Ingrid: That is very very true. There are certain songs and certain musicians that I will use for certain moods: this works for cleaning house and this works for healing emotions…
Ingrid: Thank you for your gift. I am looking forward to enjoying it. Do you have any last words of wisdom you would like to share? I know you could probably go on… J
Emma: I could go on forever! I am a talker. I don’t know if all musicians are like this, but I am a talker. I invite all of you who are watching this to check out my website which is http://www.shesingsoutloud.com and there is a lot more information about that work and more advice. Soon there will be a Master Class up with Melody Fusion – I hope – so check out those words of wisdom.
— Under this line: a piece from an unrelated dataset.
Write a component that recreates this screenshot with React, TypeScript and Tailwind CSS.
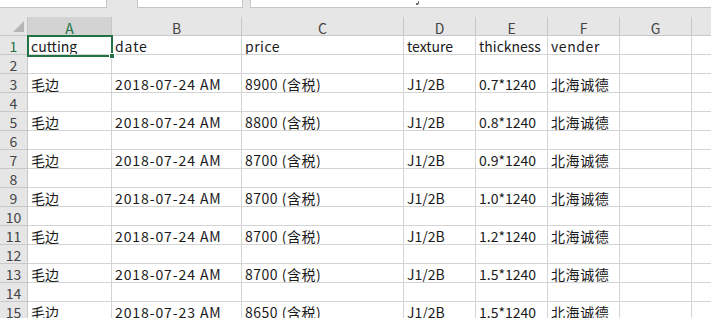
import React from "react";

const cols = [
  { l: "A", w: "w-[84px]", t: "" },
  { l: "B", w: "w-[130px]", t: "tracking-[0.9px]" },
  { l: "C", w: "w-[162px]", t: "tracking-[0.5px]" },
  { l: "D", w: "w-[72px]", t: "" },
  { l: "E", w: "w-[72px]", t: "" },
  { l: "F", w: "w-[72px]", t: "tracking-[0.6px]" },
  { l: "G", w: "w-[72px]", t: "" },
  { l: "", w: "w-[40px]", t: "" },
];

const data: Record<number, string[]> = {
  1: ["cutting", "date", "price", "texture", "thickness", "vender"],
  3: ["毛边", "2018-07-24 AM", "8900 (含税)", "J1/2B", "0.7*1240", "北海诚德"],
  5: ["毛边", "2018-07-24 AM", "8800 (含税)", "J1/2B", "0.8*1240", "北海诚德"],
  7: ["毛边", "2018-07-24 AM", "8700 (含税)", "J1/2B", "0.9*1240", "北海诚德"],
  9: ["毛边", "2018-07-24 AM", "8700 (含税)", "J1/2B", "1.0*1240", "北海诚德"],
  11: ["毛边", "2018-07-24 AM", "8700 (含税)", "J1/2B", "1.2*1240", "北海诚德"],
  13: ["毛边", "2018-07-24 AM", "8700 (含税)", "J1/2B", "1.5*1240", "北海诚德"],
  15: ["毛边", "2018-07-23 AM", "8650 (含税)", "J1/2B", "1.5*1240", "北海诚德"],
};

const rows = Array.from({ length: 15 }, (_, i) => i + 1);

export default function App() {
  return (
    <div className="relative w-[711px] h-[318px] overflow-hidden bg-white text-[14px] font-['Noto_Sans_CJK_SC',sans-serif] text-[#1a1a1a]">
      {/* top bar */}
      <div className="flex h-[17px] bg-[#e6e6e6]">
        <div className="w-[107px] h-[8px] bg-white border-b border-r border-[#c6c6c6]" />
        <div className="w-[30px]" />
        <div className="w-[106px] h-[8px] bg-white border-b border-x border-[#c6c6c6]" />
        <div className="w-[7px]" />
        <div className="relative flex-1 h-[8px] bg-white border-b border-l border-[#c6c6c6]">
          <div className="absolute left-[165px] top-[1px] w-[3px] h-[4px] border-b-2 border-r border-[#666] rounded-br-[2px]" />
        </div>
      </div>
      {/* header */}
      <div className="flex h-[19px] bg-[#e6e6e6] border-b border-[#c8c8c8] text-[#444] leading-[14px]">
        <div className="relative w-[28px] shrink-0 border-r border-[#c8c8c8]">
          <div className="absolute right-[3px] bottom-[3px] w-0 h-0 border-l-[11px] border-l-transparent border-b-[11px] border-b-[#b5b5b5]" />
        </div>
        {cols.map((c) => (
          <div
            key={c.l}
            className={`${c.w} shrink-0 border-r border-[#c8c8c8] text-center pt-[4px] ${c.l === "A" ? "bg-[#d3d3d3] text-[#217346]" : ""}`}
          >
            {c.l}
          </div>
        ))}
      </div>
      {/* rows */}
      {rows.map((r) => (
        <div key={r} className="flex h-[19px]">
          <div
            className={`w-[28px] shrink-0 border-r border-b border-[#c8c8c8] bg-[#e6e6e6] text-center leading-[15px] pt-[3px] ${r === 1 ? "bg-[#d3d3d3] text-[#217346]" : "text-[#444]"}`}
          >
            {r}
          </div>
          {cols.map((c, ci) => (
            <div
              key={c.l}
              className={`${c.w} ${c.t} shrink-0 border-r border-b border-[#d4d4d4] pl-[3px] leading-[16px] pt-[2px] whitespace-nowrap overflow-hidden`}
            >
              {data[r]?.[ci] ?? ""}
            </div>
          ))}
        </div>
      ))}
      {/* selection */}
      <div className="absolute left-[27px] top-[35px] w-[86px] h-[22px] border-2 border-[#217346]">
        <div className="absolute right-[-4px] bottom-[-4px] w-[6px] h-[6px] bg-[#217346] border border-white" />
      </div>
    </div>
  );
}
Emma: Trust yourself. Trust the gift that you bring. Keep diving in deeper and just remember that is never is hard. It is not hard to be a musician, it just is a process. We have to be where we are in the process. When you are the beginning of your career, and maybe you are struggling with how to book shows to put yourself out there. Or, maybe you have been doing this for a while and you are struggling with money, or maybe you are not struggling. Shoot me an email, let me know. Wherever you are, honor the process, and know that it is really at its core it is about community and connection, and there are people out there that want to support you and want to receive the extraordinary gift that you have to bring.